3- Hold the dish's mount to your home and mark the screw positions. The dish's mount is an L-shaped rod with a base plate that fastens to your home. Position the base plate flat against the wall or roof in the location you chose. Look for a series of holes on the plate for bolts. Then, use a permanent marker to note the position of these holes on the roof.[3]
  • If you're attaching the satellite to the side of your home, make sure the holes align with a wall stud or another sturdy structure. Don't try to anchor it to siding, since it won't hold.

4- Calculate the size of the pilot holes needed to secure the mount. The exact size and depth of the holes depends on the dish you're installing, so reference the components that came with the satellite. Generally, you will need to make a series of 4 holes about 12 in (1.3 cm) in diameter. Estimate the holes needed to be about {convert|2+1/2|in|cm|abbr=on}} deep, although this will also vary a little from installation to installation.[4]
  • Check the metal fixings that came with your satellite for a number engraved on them. That number will tell you how wide the holes need to be.
  • To find the depth the holes need to be on your particular installation, add about 210 in (0.51 cm) to the length of the metal fixings meant to plug into the holes.

5- Create the pilot holes using a drill bit the same size as the mounting bolts. Use a masonry drill bit to break through stone and other tough surfaces without damaging your drill. The bit needs to create holes that are the perfect size for the bolts. Drill into the spots you marked earlier once you are ready. Make sure the holes you create are straight so the mounting bolts fit properly.[5]
  • If the holes are too big, the bolts will fall out. If they are too small, the bolts won't fit.
  • Erring on the side of caution is better when drilling. You can always widen a small hole.

6- Place the mount's metal plugs into the holes you drilled. Your dish will come with a set of metal plugs that serve as wall anchors. One end of each plug will have a bolt hole in it. Flip the plugs so the openings face toward you rather than the wall. You need those openings to secure the mount.[6]
  • The opposite ends of each plug will look like a split tail. When you bolt the wall mount in place, the tails open up, making the plugs harder to remove.

7- Secure the plugs into the wall with a hammer and chisel. Place the tip of a chisel against one of the bolts. Give the chisel's handle a couple of good whacks to push the bolt into the wall. Keep hammering until the bolt is flush with the wall. Then, repeat this with the remaining bolts.
  • Make sure the bolts are level with the wall, or else the dish's mount won't anchor properly.

8- Place the metal plugs and hammer them into the wall. Your dish will come with a set of plugs that serve as wall anchors. Position them so their open end faces out from the wall. That opening is for bolting the wall mount in place. After pushing the plugs into the holes, tap them in with a hammer and chisel.[7]
  • Make sure the plugins are firmly positioned inside the wall. They are what anchors the mount to the wall or ceiling. If they are loose, your dish could end up crashing to the ground!

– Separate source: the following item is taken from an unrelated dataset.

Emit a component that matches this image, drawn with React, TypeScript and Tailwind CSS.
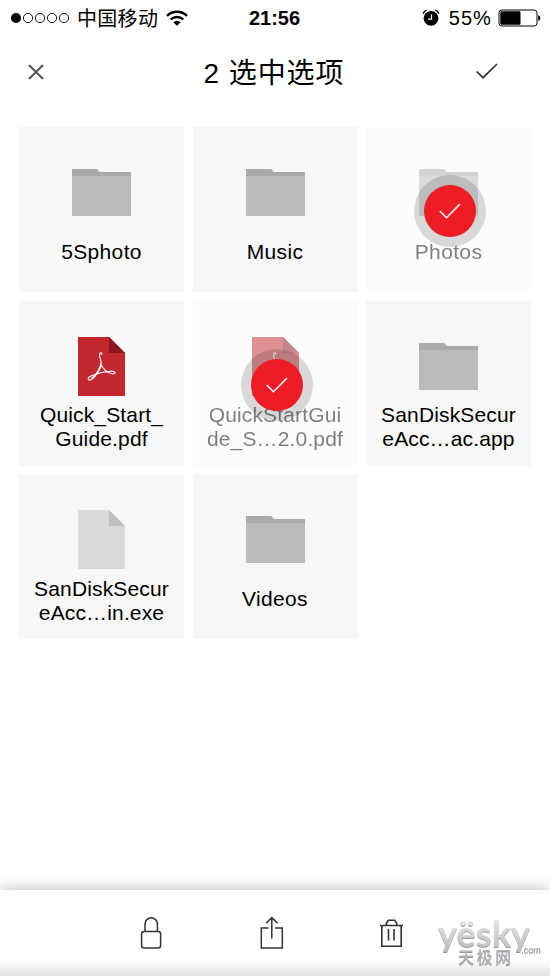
import clsx from 'clsx'

type FileKind = 'folder' | 'pdf' | 'file'

interface FileItem {
  id: number
  kind: FileKind
  lines: string[]
  selected?: boolean
}

const files: FileItem[] = [
  { id: 1, kind: 'folder', lines: ['5Sphoto'] },
  { id: 2, kind: 'folder', lines: ['Music'] },
  { id: 3, kind: 'folder', lines: ['Photos'], selected: true },
  { id: 4, kind: 'pdf', lines: ['Quick_Start_', 'Guide.pdf'] },
  { id: 5, kind: 'pdf', lines: ['QuickStartGui', 'de_S…2.0.pdf'], selected: true },
  { id: 6, kind: 'folder', lines: ['SanDiskSecur', 'eAcc…ac.app'] },
  { id: 7, kind: 'file', lines: ['SanDiskSecur', 'eAcc…in.exe'] },
  { id: 8, kind: 'folder', lines: ['Videos'] },
]

function FolderIcon() {
  return (
    <svg width="59" height="47" viewBox="0 0 59 47">
      <path d="M0 0h25l2.5 3H58a1 1 0 0 1 1 1v43H0z" fill="#bbb" />
      <path d="M0 0h25l2.5 3H58a1 1 0 0 1 1 1v3H0z" fill="#aaa" />
    </svg>
  )
}

function PageIcon({ pdf }: { pdf?: boolean }) {
  return (
    <svg width="47" height="59" viewBox="0 0 47 59">
      <path d="M0 0h31l16 16v43H0z" fill={pdf ? '#c1272d' : '#dadada'} />
      <path d="M31 0l16 16H31z" fill={pdf ? '#8a1420' : '#bfbfbf'} />
      {pdf && (
        <g fill="none" stroke="#fff" strokeLinecap="round" strokeLinejoin="round">
          <path d="M23.7 17.5C24 15 21.6 15.2 21.6 18C21.6 21.5 24 24 23 28C21.8 33 17.5 40 13.5 42.5C10 44.5 9 41 12 39.5C18 36.5 25 35 32 34.2C38 33.6 38.5 37 34.5 36.8C29.5 36.5 23.8 30.5 22.8 27" strokeWidth="1.1" />
          <path d="M23 27C21.5 33 17.5 38.5 14 41.5" strokeWidth="1.5" />
        </g>
      )}
    </svg>
  )
}

function SelectedBadge() {
  return (
    <div className="absolute left-12 top-12 flex size-[72px] items-center justify-center rounded-full bg-black/[0.14]">
      <div className="flex size-[52px] items-center justify-center rounded-full bg-[#ee1c25]">
        <svg width="22" height="16" viewBox="0 0 22 16" fill="none" stroke="#fff" strokeWidth="1.6">
          <path d="M.8 8l6.7 6.7L21 1" />
        </svg>
      </div>
    </div>
  )
}

function FileTile({ item }: { item: FileItem }) {
  const twoLines = item.lines.length > 1
  return (
    <div className={clsx('relative h-[165px]', item.selected ? 'bg-[#fcfcfc]' : 'bg-[#f7f7f7]')}>
      <div className={clsx('flex h-full flex-col items-center', item.selected && 'opacity-50')}>
        <div className={clsx('flex h-[66px] shrink-0', item.kind === 'folder' ? 'pt-[42px]' : 'pt-9')}>
          {item.kind === 'folder' ? <FolderIcon /> : <PageIcon pdf={item.kind === 'pdf'} />}
        </div>
        <div
          className={clsx(
            'text-center text-[21px] leading-6 whitespace-nowrap text-black',
            twoLines ? 'pt-[36.4px] tracking-[0.15px]' : 'pt-[47px] tracking-[0.35px]',
          )}
        >
          {item.lines.map((line) => (
            <div key={line}>{line}</div>
          ))}
        </div>
      </div>
      {item.selected && <SelectedBadge />}
    </div>
  )
}

function StatusBar() {
  return (
    <div className="flex h-[35px] items-center justify-between pr-[9px] pl-[11px]">
      <div className="flex w-[200px] items-center">
        <svg width="59" height="12" viewBox="0 0 59 12" fill="none" stroke="#000" strokeWidth="0.9">
          <circle cx="5" cy="6" r="5" fill="#000" stroke="none" />
          <circle cx="17" cy="6" r="4.6" />
          <circle cx="29" cy="6" r="4.6" />
          <circle cx="41" cy="6" r="4.6" />
          <circle cx="53" cy="6" r="4.6" />
        </svg>
        <span className="ml-[7px] pt-0.5 text-[20px] leading-6 tracking-[0.3px]">中国移动</span>
        <svg className="ml-2" width="22" height="16" viewBox="0 0 22 16" fill="none" stroke="#000" strokeWidth="2.4">
          <path d="M1 5.8a14.2 14.2 0 0 1 20 0" />
          <path d="M4.7 9.5a9 9 0 0 1 12.6 0" />
          <path d="M7.3 12.2a5.3 5.3 0 0 1 7.4 0L11 15.8z" fill="#000" stroke="none" />
        </svg>
      </div>
      <span className="pt-px pr-[3px] text-[20px] leading-6 font-bold">21:56</span>
      <div className="flex w-[200px] items-center justify-end">
        <svg width="18" height="18" viewBox="0 0 18 18">
          <circle cx="9" cy="9.3" r="7.4" />
          <path d="M9.5 5.5v4.7H6" fill="none" stroke="#fff" strokeWidth="1.3" />
          <path d="M1 4.6A8 8 0 0 1 4.6 1M17 4.6A8 8 0 0 0 13.4 1" fill="none" stroke="#000" strokeWidth="1.3" />
        </svg>
        <span className="ml-[9px] pt-px text-[20px] leading-6 tracking-[1.1px]">55%</span>
        <svg className="ml-1.5" width="43" height="18" viewBox="0 0 43 18">
          <rect x="1" y="1" width="38" height="16" rx="2.8" fill="none" stroke="#000" strokeWidth="1" />
          <rect x="2.3" y="2.3" width="20.2" height="13.4" rx="1.2" />
          <path d="M40.2 6.2c2.8.6 2.8 5 0 5.6z" />
        </svg>
      </div>
    </div>
  )
}

function Header() {
  return (
    <header className="flex h-[92px] items-start justify-between pr-[52px] pl-7">
      <svg className="mt-[29px]" width="16" height="16" viewBox="0 0 16 16" fill="none" stroke="#555" strokeWidth="2">
        <path d="M1 1l14 14M15 1L1 15" />
      </svg>
      <h1 className="mt-[19px] ml-[28px] text-[28px] leading-10 tracking-[0.9px]">2 选中选项</h1>
      <svg className="mt-7" width="22" height="16" viewBox="0 0 22 16" fill="none" stroke="#333" strokeWidth="1.7">
        <path d="M.7 8.5l6.3 6.2L21 1" />
      </svg>
    </header>
  )
}

function Watermark() {
  return (
    <div className="absolute top-[33px] left-[438px] w-[112px] [filter:drop-shadow(0_1px_0.4px_#999)]">
      <div className="flex h-[29px] items-end">
        <span className="bg-gradient-to-b from-[#e6e7e9] to-[#b9bcc1] bg-clip-text pb-1 font-['Lato'] text-[36px] leading-[29px] font-bold tracking-[0.1px] text-transparent">
          yësky
        </span>
        <span className="-mb-[3px] -ml-[9px] text-[9px] leading-[10px] text-[#aaa]">.com</span>
      </div>
      <div className="pl-5 text-[16px] leading-[12px] font-medium tracking-[2.6px] text-[#b2b5ba]">天极网</div>
    </div>
  )
}

function Toolbar() {
  return (
    <footer className="relative h-[86px] bg-gradient-to-b from-white from-80% to-[#e2e2e2] shadow-[0_-2px_13px_rgba(0,0,0,0.22)]">
      <div className="flex pt-[26px] pl-[140px]">
        <svg width="22" height="34" viewBox="0 0 22 34" fill="none" stroke="#333" strokeWidth="1.5">
          <rect x="1.6" y="15.5" width="19" height="16.5" rx="2.5" />
          <path d="M5 15.5V8a6.2 6.2 0 0 1 12.4 0v7.5" />
        </svg>
        <svg className="ml-[98px]" width="24" height="34" viewBox="0 0 24 34" fill="none" stroke="#333" strokeWidth="1.5">
          <path d="M8.5 12H1.3v20h21V12h-7.2" />
          <path d="M11.8 22.5V2M6 7.3l5.8-5.7 5.8 5.7" />
        </svg>
        <svg className="ml-[95px]" width="25" height="34" viewBox="0 0 25 34" fill="none" stroke="#333" strokeWidth="1.6">
          <path d="M1 9.5h23M2.8 9.5v20.8h19.4v-20.8M7.3 9.5V7.3l2-3h6.4l2 3v2.2M9.5 13v11.5M15 13v11.5" />
        </svg>
      </div>
      <Watermark />
    </footer>
  )
}

export default function App() {
  return (
    <div className="flex h-[976px] w-[550px] flex-col overflow-hidden bg-white font-['Liberation_Sans','Noto_Sans_CJK_SC',sans-serif] text-black">
      <StatusBar />
      <Header />
      <main className="grid flex-1 grid-cols-3 content-start gap-x-[8.5px] gap-y-[8.7px] px-[19px]">
        {files.map((item) => (
          <FileTile key={item.id} item={item} />
        ))}
      </main>
      <Toolbar />
    </div>
  )
}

9- Bolt the mount onto the plugs in the wall. Position the mount back on the wall, lining up the holes in the plate with the pilot holes you drilled. Find the bolts that came with your dish, usually 12 in (1.3 cm) lag bolts. Fasten the bolts by using a cordless screwdriver. Make sure the mount feels secure in the wall before you move on.[8]
  • If the mount wobbles when you touch it, try tightening the bolts a little more. If you're sure they are in properly, take them out and check the plugs again.

10- Cap each bolt with a metal washer and locking nut. These components prevent the bolts from coming back out of the wall. Slide the washers on first, which are flat metal disks that help the nuts work properly. Then, add the nuts and turn them clockwise with a wrench until they feel tight and no longer move.
  • Be careful not to overtighten the nuts. Stop twisting them when they become hard to move. As long as they are not loose, the mount will also stay in place.